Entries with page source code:
** start **

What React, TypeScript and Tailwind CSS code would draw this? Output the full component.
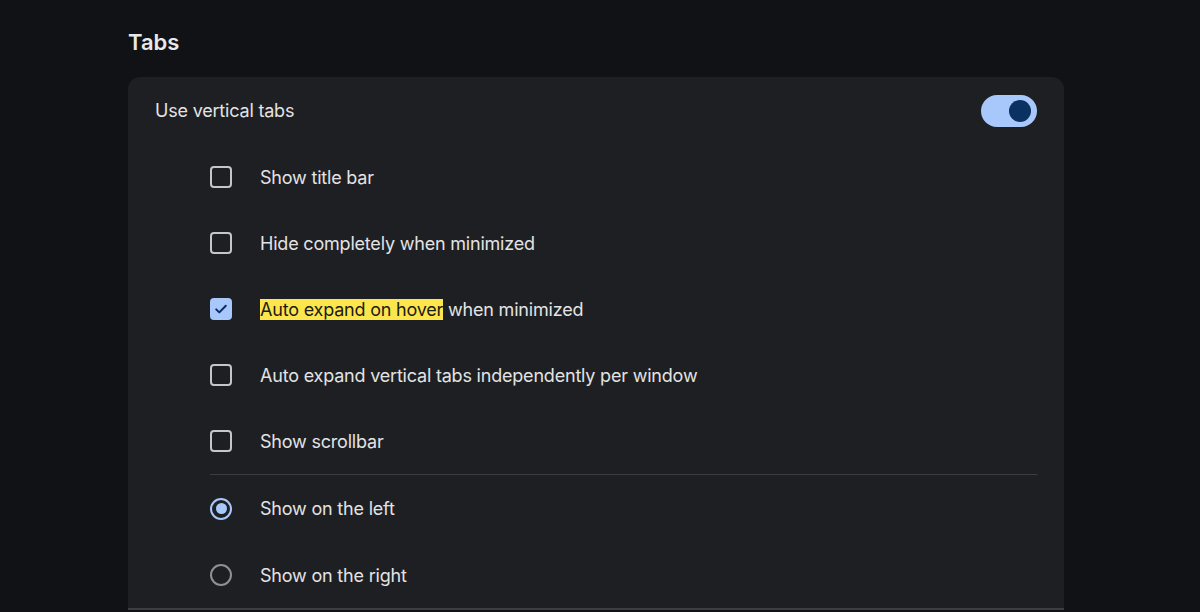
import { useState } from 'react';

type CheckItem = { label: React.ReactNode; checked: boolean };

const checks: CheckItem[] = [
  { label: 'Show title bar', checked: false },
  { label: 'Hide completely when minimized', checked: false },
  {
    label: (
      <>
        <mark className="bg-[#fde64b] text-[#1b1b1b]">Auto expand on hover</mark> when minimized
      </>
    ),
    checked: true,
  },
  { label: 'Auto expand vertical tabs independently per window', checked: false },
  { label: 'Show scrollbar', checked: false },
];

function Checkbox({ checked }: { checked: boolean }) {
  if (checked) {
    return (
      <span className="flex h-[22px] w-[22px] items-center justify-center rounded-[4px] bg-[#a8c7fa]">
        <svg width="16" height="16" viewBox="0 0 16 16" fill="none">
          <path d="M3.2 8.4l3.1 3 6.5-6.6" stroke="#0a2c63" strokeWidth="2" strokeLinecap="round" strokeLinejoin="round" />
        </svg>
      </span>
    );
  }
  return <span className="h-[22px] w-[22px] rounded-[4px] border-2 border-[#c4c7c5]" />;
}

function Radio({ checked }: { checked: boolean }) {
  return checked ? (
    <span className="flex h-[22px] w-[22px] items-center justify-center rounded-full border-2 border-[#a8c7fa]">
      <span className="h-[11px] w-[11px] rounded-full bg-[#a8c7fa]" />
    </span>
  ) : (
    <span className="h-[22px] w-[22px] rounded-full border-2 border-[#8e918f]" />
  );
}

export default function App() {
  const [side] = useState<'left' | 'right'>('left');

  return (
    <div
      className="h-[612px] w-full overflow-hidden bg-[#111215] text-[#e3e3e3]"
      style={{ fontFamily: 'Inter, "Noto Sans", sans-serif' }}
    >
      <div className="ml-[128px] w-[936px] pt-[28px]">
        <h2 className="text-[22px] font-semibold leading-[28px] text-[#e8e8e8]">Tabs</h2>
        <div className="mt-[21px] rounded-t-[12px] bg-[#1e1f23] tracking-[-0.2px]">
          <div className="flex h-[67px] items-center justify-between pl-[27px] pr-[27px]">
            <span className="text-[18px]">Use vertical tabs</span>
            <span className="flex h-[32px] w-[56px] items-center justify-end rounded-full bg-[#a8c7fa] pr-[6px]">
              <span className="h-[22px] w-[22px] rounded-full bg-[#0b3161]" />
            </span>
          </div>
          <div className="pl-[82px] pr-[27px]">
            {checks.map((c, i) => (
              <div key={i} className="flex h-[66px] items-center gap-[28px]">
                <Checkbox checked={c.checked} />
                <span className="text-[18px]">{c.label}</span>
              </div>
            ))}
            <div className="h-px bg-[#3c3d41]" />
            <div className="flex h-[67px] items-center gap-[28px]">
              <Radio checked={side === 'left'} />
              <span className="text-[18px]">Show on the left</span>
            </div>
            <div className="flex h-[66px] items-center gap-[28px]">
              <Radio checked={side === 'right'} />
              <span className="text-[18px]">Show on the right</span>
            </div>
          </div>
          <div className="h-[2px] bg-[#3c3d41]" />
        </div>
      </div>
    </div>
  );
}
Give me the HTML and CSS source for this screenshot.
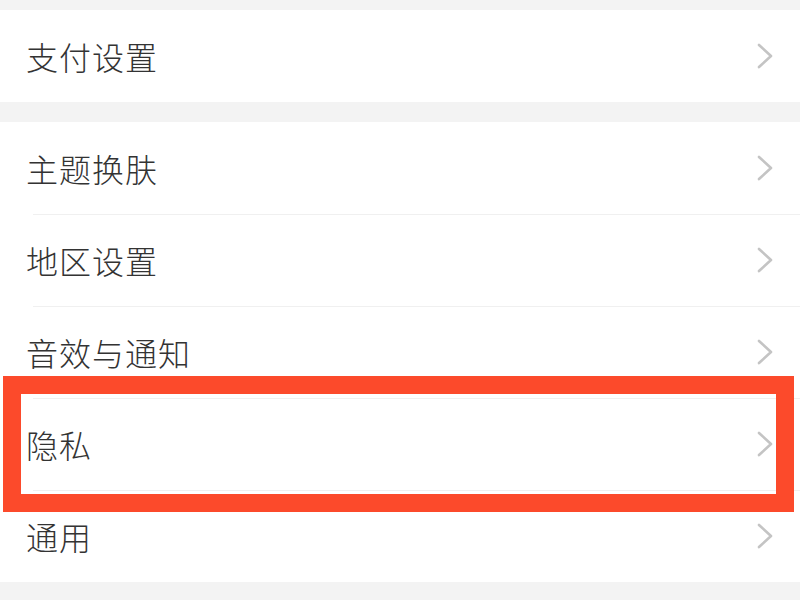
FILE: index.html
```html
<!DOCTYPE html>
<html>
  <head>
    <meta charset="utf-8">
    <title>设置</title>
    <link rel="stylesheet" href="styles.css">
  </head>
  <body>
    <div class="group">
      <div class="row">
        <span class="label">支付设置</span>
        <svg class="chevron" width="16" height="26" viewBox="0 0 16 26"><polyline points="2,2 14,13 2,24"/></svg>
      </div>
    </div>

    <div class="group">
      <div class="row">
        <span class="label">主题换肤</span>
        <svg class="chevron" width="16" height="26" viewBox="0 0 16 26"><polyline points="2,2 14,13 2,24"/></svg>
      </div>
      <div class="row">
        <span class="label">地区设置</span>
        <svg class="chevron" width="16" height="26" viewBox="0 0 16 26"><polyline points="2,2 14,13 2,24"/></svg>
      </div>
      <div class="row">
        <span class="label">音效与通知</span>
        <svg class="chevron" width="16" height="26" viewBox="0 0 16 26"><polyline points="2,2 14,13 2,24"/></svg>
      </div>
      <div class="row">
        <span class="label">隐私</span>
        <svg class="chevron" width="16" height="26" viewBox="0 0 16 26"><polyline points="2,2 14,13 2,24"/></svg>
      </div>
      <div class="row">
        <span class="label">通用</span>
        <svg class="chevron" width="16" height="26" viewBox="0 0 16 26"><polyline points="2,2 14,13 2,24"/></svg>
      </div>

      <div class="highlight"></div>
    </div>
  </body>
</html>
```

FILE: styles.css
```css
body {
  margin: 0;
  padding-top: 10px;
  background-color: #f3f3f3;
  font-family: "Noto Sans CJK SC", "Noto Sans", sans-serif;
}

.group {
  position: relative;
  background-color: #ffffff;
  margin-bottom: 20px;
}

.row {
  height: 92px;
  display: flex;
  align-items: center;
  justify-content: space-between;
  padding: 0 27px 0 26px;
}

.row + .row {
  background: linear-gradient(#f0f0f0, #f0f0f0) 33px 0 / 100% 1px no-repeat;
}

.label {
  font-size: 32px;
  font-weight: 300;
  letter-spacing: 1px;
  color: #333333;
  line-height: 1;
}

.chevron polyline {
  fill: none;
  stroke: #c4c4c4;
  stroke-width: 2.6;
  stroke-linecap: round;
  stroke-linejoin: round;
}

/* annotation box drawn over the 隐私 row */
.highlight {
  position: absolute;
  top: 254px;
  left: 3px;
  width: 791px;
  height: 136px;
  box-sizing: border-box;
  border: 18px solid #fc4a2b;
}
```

** end **

» EXERCISE INSTRUCTIONS
Pull out all lines from the listing that contain the string "full".

» SOLUTION
What React, TypeScript and Tailwind CSS code would draw this? Output the full component.
    <span className="flex h-[22px] w-[22px] items-center justify-center rounded-full border-2 border-[#a8c7fa]">
      <span className="h-[11px] w-[11px] rounded-full bg-[#a8c7fa]" />
    <span className="h-[22px] w-[22px] rounded-full border-2 border-[#8e918f]" />
      className="h-[612px] w-full overflow-hidden bg-[#111215] text-[#e3e3e3]"
            <span className="flex h-[32px] w-[56px] items-center justify-end rounded-full bg-[#a8c7fa] pr-[6px]">
              <span className="h-[22px] w-[22px] rounded-full bg-[#0b3161]" />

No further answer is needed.